>> start MATERIAL SUPPLIED

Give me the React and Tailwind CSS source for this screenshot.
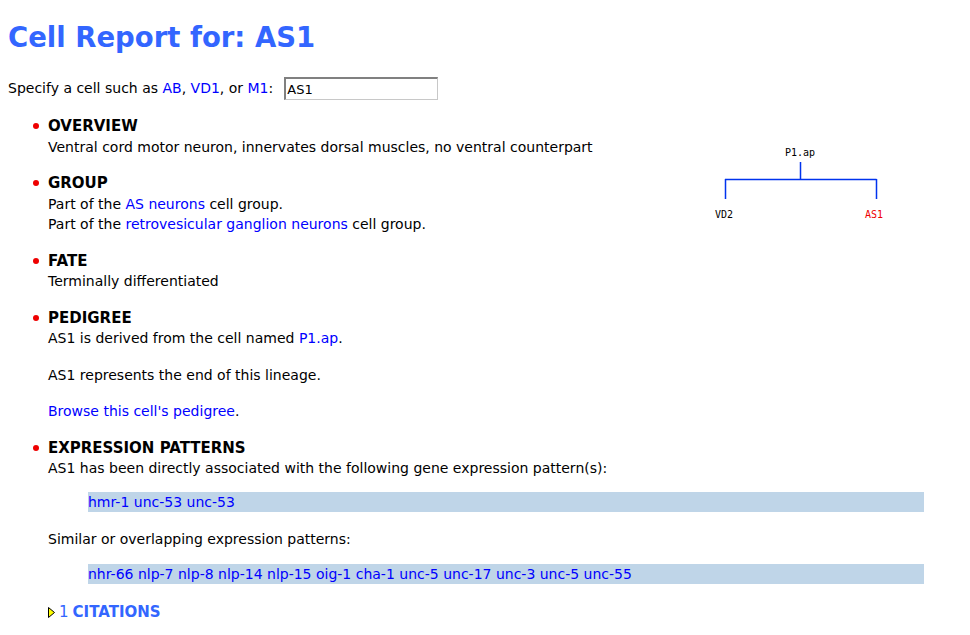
import React from 'react';

const link = "text-[#0000ff]";

const Section = ({ title, children, last }) => (
    <li className={`relative ${last ? "mb-[18px]" : "mb-[16px]"}`}>
        <span className="absolute left-[-15px] top-[7px] w-[6px] h-[6px] rounded-full bg-[#ee0000]" />
        <div className="font-bold text-[15px] text-black">{title}</div>
        <div>{children}</div>
    </li>
);

const Tree = () => (
    <svg width="200" height="90" viewBox="0 0 200 90" className="block">
        <text x="100" y="12" textAnchor="middle" fontFamily="'DejaVu Sans Mono', monospace" fontSize="10" fill="#000">P1.ap</text>
        <path d="M100.5 18 V35.5 M25 35.5 H176.5 M25.5 35 V55 M176.5 35 V55" stroke="#0033ee" strokeWidth="1.5" fill="none" />
        <text x="24" y="74" textAnchor="middle" fontFamily="'DejaVu Sans Mono', monospace" fontSize="10" fill="#000">VD2</text>
        <text x="174" y="74" textAnchor="middle" fontFamily="'DejaVu Sans Mono', monospace" fontSize="10" fill="#ee0000">AS1</text>
    </svg>
);

export default function App() {
    return (
        <div className="bg-white min-h-[635px] p-[8px] text-[14px] leading-[20.5px] text-black" style={{ fontFamily: "'DejaVu Sans', sans-serif" }}>
            <h1 className="text-[27.5px] font-bold text-[#3366ff] leading-[36px] mt-[11px] mb-[22px]">Cell Report for: AS1</h1>
            <div className="flex items-center mb-[16px]">
                <span>Specify a cell such as <span className={link}>AB</span>, <span className={link}>VD1</span>, or <span className={link}>M1</span>:</span>
                <input
                    defaultValue="AS1"
                    className="ml-[11px] w-[154px] h-[23px] px-[1px] text-[13px] border border-[#c8c8c8] border-t-[#808080] border-l-[#808080] border-t-2 border-l-2 outline-none"
                    style={{ fontFamily: "'DejaVu Sans', sans-serif" }}
                />
            </div>
            <div className="float-right mr-[62px] mt-[28px]">
                <Tree />
            </div>
            <ul className="pl-[40px]">
                <Section title="OVERVIEW">
                    Ventral cord motor neuron, innervates dorsal muscles, no ventral counterpart
                </Section>
                <Section title="GROUP">
                    <div>Part of the <span className={link}>AS neurons</span> cell group.</div>
                    <div>Part of the <span className={link}>retrovesicular ganglion neurons</span> cell group.</div>
                </Section>
                <Section title="FATE">
                    Terminally differentiated
                </Section>
                <Section title="PEDIGREE">
                    <p>AS1 is derived from the cell named <span className={link}>P1.ap</span>.</p>
                    <p className="mt-[16px]">AS1 represents the end of this lineage.</p>
                    <p className="mt-[16px]"><span className={link}>Browse this cell's pedigree</span>.</p>
                </Section>
                <Section title="EXPRESSION PATTERNS" last>
                    <p>AS1 has been directly associated with the following gene expression pattern(s):</p>
                    <div className={`mt-[13px] ml-[40px] w-[836px] h-[20px] bg-[#bfd5e8] ${link}`}>hmr-1 unc-53 unc-53</div>
                    <p className="mt-[17px]">Similar or overlapping expression patterns:</p>
                    <div className={`mt-[15px] ml-[40px] w-[836px] h-[20px] bg-[#bfd5e8] ${link}`}>nhr-66 nlp-7 nlp-8 nlp-14 nlp-15 oig-1 cha-1 unc-5 unc-17 unc-3 unc-5 unc-55</div>
                </Section>
                <li className="flex items-center text-[#3366ff] text-[15px]">
                    <svg width="7" height="11" viewBox="0 0 7 11" className="mr-[4px]">
                        <path d="M0.5 0.5 L6.5 5.5 L0.5 10.5 Z" fill="#ffff00" stroke="#000" strokeWidth="1" />
                    </svg>
                    <span>1</span>
                    <span className="font-bold ml-[4px]">CITATIONS</span>
                </li>
            </ul>
        </div>
    );
}
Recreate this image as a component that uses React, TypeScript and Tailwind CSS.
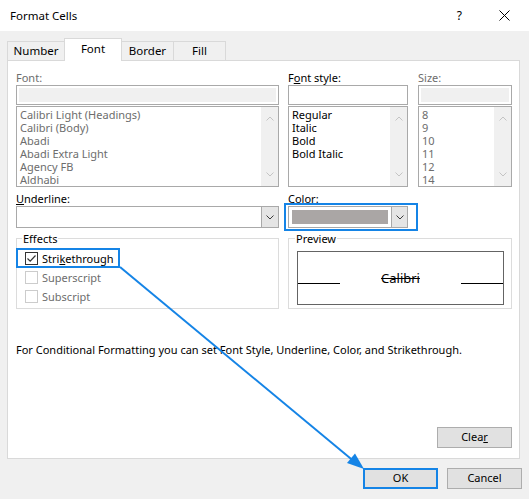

>> end MATERIAL SUPPLIED

**THE PROBLEM**
Omit the pictures, and quote the material above exactly as given.

**WRITTEN SOLUTION**
Give me the React and Tailwind CSS source for this screenshot.
import React from 'react';

const link = "text-[#0000ff]";

const Section = ({ title, children, last }) => (
    <li className={`relative ${last ? "mb-[18px]" : "mb-[16px]"}`}>
        <span className="absolute left-[-15px] top-[7px] w-[6px] h-[6px] rounded-full bg-[#ee0000]" />
        <div className="font-bold text-[15px] text-black">{title}</div>
        <div>{children}</div>
    </li>
);

const Tree = () => (
    <svg width="200" height="90" viewBox="0 0 200 90" className="block">
        <text x="100" y="12" textAnchor="middle" fontFamily="'DejaVu Sans Mono', monospace" fontSize="10" fill="#000">P1.ap</text>
        <path d="M100.5 18 V35.5 M25 35.5 H176.5 M25.5 35 V55 M176.5 35 V55" stroke="#0033ee" strokeWidth="1.5" fill="none" />
        <text x="24" y="74" textAnchor="middle" fontFamily="'DejaVu Sans Mono', monospace" fontSize="10" fill="#000">VD2</text>
        <text x="174" y="74" textAnchor="middle" fontFamily="'DejaVu Sans Mono', monospace" fontSize="10" fill="#ee0000">AS1</text>
    </svg>
);

export default function App() {
    return (
        <div className="bg-white min-h-[635px] p-[8px] text-[14px] leading-[20.5px] text-black" style={{ fontFamily: "'DejaVu Sans', sans-serif" }}>
            <h1 className="text-[27.5px] font-bold text-[#3366ff] leading-[36px] mt-[11px] mb-[22px]">Cell Report for: AS1</h1>
            <div className="flex items-center mb-[16px]">
                <span>Specify a cell such as <span className={link}>AB</span>, <span className={link}>VD1</span>, or <span className={link}>M1</span>:</span>
                <input
                    defaultValue="AS1"
                    className="ml-[11px] w-[154px] h-[23px] px-[1px] text-[13px] border border-[#c8c8c8] border-t-[#808080] border-l-[#808080] border-t-2 border-l-2 outline-none"
                    style={{ fontFamily: "'DejaVu Sans', sans-serif" }}
                />
            </div>
            <div className="float-right mr-[62px] mt-[28px]">
                <Tree />
            </div>
            <ul className="pl-[40px]">
                <Section title="OVERVIEW">
                    Ventral cord motor neuron, innervates dorsal muscles, no ventral counterpart
                </Section>
                <Section title="GROUP">
                    <div>Part of the <span className={link}>AS neurons</span> cell group.</div>
                    <div>Part of the <span className={link}>retrovesicular ganglion neurons</span> cell group.</div>
                </Section>
                <Section title="FATE">
                    Terminally differentiated
                </Section>
                <Section title="PEDIGREE">
                    <p>AS1 is derived from the cell named <span className={link}>P1.ap</span>.</p>
                    <p className="mt-[16px]">AS1 represents the end of this lineage.</p>
                    <p className="mt-[16px]"><span className={link}>Browse this cell's pedigree</span>.</p>
                </Section>
                <Section title="EXPRESSION PATTERNS" last>
                    <p>AS1 has been directly associated with the following gene expression pattern(s):</p>
                    <div className={`mt-[13px] ml-[40px] w-[836px] h-[20px] bg-[#bfd5e8] ${link}`}>hmr-1 unc-53 unc-53</div>
                    <p className="mt-[17px]">Similar or overlapping expression patterns:</p>
                    <div className={`mt-[15px] ml-[40px] w-[836px] h-[20px] bg-[#bfd5e8] ${link}`}>nhr-66 nlp-7 nlp-8 nlp-14 nlp-15 oig-1 cha-1 unc-5 unc-17 unc-3 unc-5 unc-55</div>
                </Section>
                <li className="flex items-center text-[#3366ff] text-[15px]">
                    <svg width="7" height="11" viewBox="0 0 7 11" className="mr-[4px]">
                        <path d="M0.5 0.5 L6.5 5.5 L0.5 10.5 Z" fill="#ffff00" stroke="#000" strokeWidth="1" />
                    </svg>
                    <span>1</span>
                    <span className="font-bold ml-[4px]">CITATIONS</span>
                </li>
            </ul>
        </div>
    );
}
Recreate this image as a component that uses React, TypeScript and Tailwind CSS.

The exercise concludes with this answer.